The UFC released Daniel Marcos, an 18-1 bantamweight, last week. A rival promotion signed him before the news broke publicly. The move was not performance-related—Marcos had won three of his last four—but the timing matters. The promotion is cutting mid-tier contracted fighters while simultaneously handing eight-fight deals to heavyweights like Josh Hokit, who disclosed his new contract ahead of UFC Freedom 250. The message is resource allocation, not roster size.
Marcos debuted in the UFC in 2022 and went 5-2 across seven fights. His losses came against Petr Yan, a former champion, and Adrian Yanez, a ranked contender. Both fights were competitive. His wins included a 2023 knockout of Saimon Oliveira that briefly positioned him for a ranked opponent. That opponent never materialized. Instead, Marcos fought twice in 2024, won both, then sat for eleven months before his release. The UFC did not publicly explain the decision. Marcos' management declined comment beyond confirming the new contract. The rival promotion has not been named, but industry sources indicate it is either PFL or Bellator, both of which have expanded their bantamweight rosters in the past six months.
The speed of the signing reveals two structural realities. First, non-UFC promotions now monitor UFC cuts the way private equity monitors bankruptcy filings. A fighter with Marcos' record—18 wins, one loss, name recognition from UFC broadcasts—enters free agency with immediate value to a competitor trying to build depth charts for ESPN or DAZN broadcasts. Second, the UFC's bantamweight division is overcrowded at the middle. The promotion currently has 67 contracted bantamweights. Only 15 are ranked. Fighters ranked sixteenth through fortieth compete for the same three spots on non-pay-per-view cards each month. Marcos was in that cohort. His release creates one roster slot. His replacement will sign for less.
The timing also exposes fighter leverage dynamics heading into 2026 contract negotiations. The UFC is selectively locking in heavyweight and light heavyweight talent—divisions where depth is thin—with long-term deals. Hokit's eight-fight contract, disclosed this week, guarantees him at least three years of employment assuming two fights per year. Bantamweights and featherweights, where the UFC has depth and international pipelines from Mexico, Brazil, and Kazakhstan, are operating in a buyer's market. Marcos' release came eleven months after his last fight, suggesting the promotion waited until his contract reached a renewal window, then declined to extend. The alternative—offering a new deal at reduced terms—was not pursued. That choice is significant. It means the UFC values roster flexibility over retaining proven mid-tier talent.

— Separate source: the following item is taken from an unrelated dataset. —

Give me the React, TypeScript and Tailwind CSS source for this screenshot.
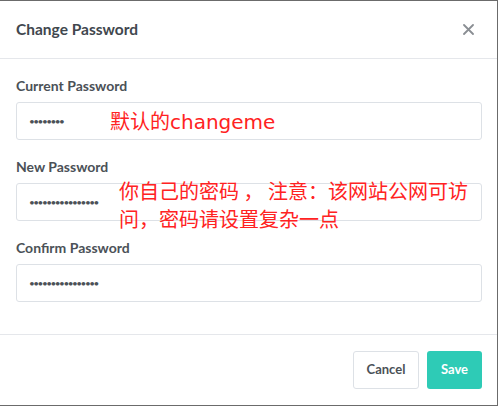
export default function App() {
  return (
    <div className="w-[499px] h-[406px] bg-white" style={{ fontFamily: "Lato, 'Noto Sans', sans-serif" }}>
      <div className="relative w-[498px] h-[406px] border-t border-r border-b border-[#6b6b6b] flex flex-col">
        {/* header */}
        <div className="h-[58px] flex items-center justify-between pl-4 pr-[23px] border-b border-[#e5e7eb]">
          <h2 className="text-[15.5px] font-bold text-[#41474e]">Change Password</h2>
          <svg width="11" height="11" viewBox="0 0 11 11" className="text-[#8a8e93]">
            <path d="M1 1 L10 10 M10 1 L1 10" stroke="currentColor" strokeWidth="1.8" strokeLinecap="round" />
          </svg>
        </div>

        {/* body */}
        <div className="px-4 pt-[17px] pb-[32px] flex flex-col gap-[17px] border-b border-[#e5e7eb]">
          {[
            { label: "Current Password", dots: "••••••••" },
            { label: "New Password", dots: "••••••••••••••••" },
            { label: "Confirm Password", dots: "••••••••••••••••" },
          ].map((f, i) => (
            <div key={i} className="flex flex-col">
              <label className="h-5 mb-[6px] text-[14px] leading-5 font-bold text-[#4b5157]">{f.label}</label>
              <div className="h-[38px] w-[466px] border border-[#dde1e6] rounded-[3px] flex items-center pl-3 text-[10px] tracking-[-1.5px] text-[#4b5157]">
                {f.dots}
              </div>
            </div>
          ))}
        </div>

        {/* footer */}
        <div className="flex justify-end gap-2 pt-4 pr-[15px]">
          <button className="w-[66px] h-[38px] border border-[#dde1e6] rounded-[3px] text-[13px] font-bold text-[#4b5157]">
            Cancel
          </button>
          <button className="w-[55px] h-[38px] rounded-[3px] bg-[#2ecbb6] text-[13px] font-bold text-white">
            Save
          </button>
        </div>

        {/* red annotations */}
        <div
          className="absolute left-[110px] top-[106px] text-[20px] leading-[28px] text-[#ff2222]"
          style={{ fontFamily: "'DejaVu Sans', 'Noto Sans CJK SC', sans-serif" }}
        >
          <span style={{ fontFamily: "'Noto Sans CJK SC', sans-serif" }}>默认的</span>changeme
        </div>
        <div
          className="absolute left-[119px] top-[176px] w-[370px] text-[20px] leading-[28px] text-[#ff2222]"
          style={{ fontFamily: "'Noto Sans CJK SC', sans-serif" }}
        >
          你自己的密码 ， 注意：该网站公网可访
          <br />
          问，密码请设置复杂一点
        </div>
      </div>
    </div>
  )
}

Rival promotions benefit structurally from these cuts. A fighter like Marcos costs roughly $50,000 to $75,000 per fight on a mid-tier contract with a smaller promotion, compared to $85,000 to $125,000 he would command in a UFC renewal after seven fights. The savings are modest, but the roster-building advantage is real. PFL and Bellator are both preparing for 2027 broadcast renewals with ESPN and Paramount, respectively. Each needs to demonstrate depth in core divisions. Signing a fighter with a 94.7% win rate and recent UFC experience helps justify rights-fee increases to broadcast partners evaluating content quality.
Marcos' career earnings in the UFC likely totaled between $400,000 and $600,000 across seven fights, including disclosed purses and estimated undisclosed bonuses. His new contract terms remain confidential, but standard rival-promotion deals for fighters of his profile range from three to five fights with base purses between $40,000 and $60,000 per appearance. If he wins his debut, his next contract will likely exceed his UFC average. If he loses twice, he will be in the regional circuit by late 2027.
The broader pattern is clear: the UFC is pruning its bantamweight roster while locking in heavyweights. Marcos' immediate signing elsewhere confirms that mid-tier fighters released by the UFC are not struggling to find work—they are finding it faster than ever. The question for rival promotions is whether signing these fighters translates to audience growth. For Marcos, the question is whether his next three fights happen on a broadcast network or a regional stream. He has six months to answer.
The takeaway
UFC released an 18-1 bantamweight to clear mid-tier roster space while rival promotions signed him instantly, exposing fighter leverage gaps in crowded divisions.